Sebagai gambaran sederhana, ketika di
malam hari kita menyalakan radio, maka gelombang yang kita tangkap akan
jernih dan lebih mudah dari siang hari. Sebab gelombang radio tersebut
tidak mengalami gangguan terlalu besar yang saling bersinggungan dengan
gelombang lainnya. Begitulah gambaran sederhananya, sebab waktu malam
hari adalah waktu yang paling kondusif untuk perjalanan super spesial
demi kelancaran perjalanan ini.
Catatan kelima, terdapat dalam kata minal Masjidil haram ilal masjidil Aqsha,
dari Masjidil Haram ke Masjidil Aqsha. Perjalanan ini dimulai dari
mesjid ke mesjid, sebab mesjid adalah bangunan yang memiliki energi
positif. Disanalah orang-orang berusaha untuk menyucikan diri, mendekat,
bahkan merapat kepada Tuhannya. Masing-masing mesjid tersebut ibarat
tabung energi positif bagi perjalanan Nabi.

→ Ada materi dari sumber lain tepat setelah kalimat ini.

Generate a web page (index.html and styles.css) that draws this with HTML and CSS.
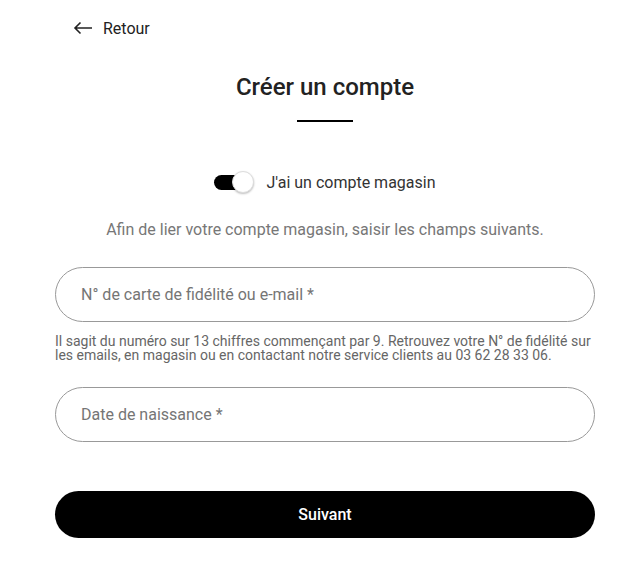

Masjidil Haram dan Masjidil Aqsha dijadikan sebagai terminal pemberangkatan dan kedatangan. Hal ini mirip dengan tabung transmitter dan recieveri, yang
dipergunakan dalam proses perubahan badan Nabi Muhammad dari materi
menjadi cahaya jauh lebih mudah. Apalagi proses itu melalui ‘operasi’
lewat pelantara Jibril yang memang makhluk cahaya. Maka semuanya
berjalan dengan lancar sesuai kehendak Allah. Dia-lah yang berkehendak,
sedang Jibril yang melaksanakannya (Mustofa, 2006:28).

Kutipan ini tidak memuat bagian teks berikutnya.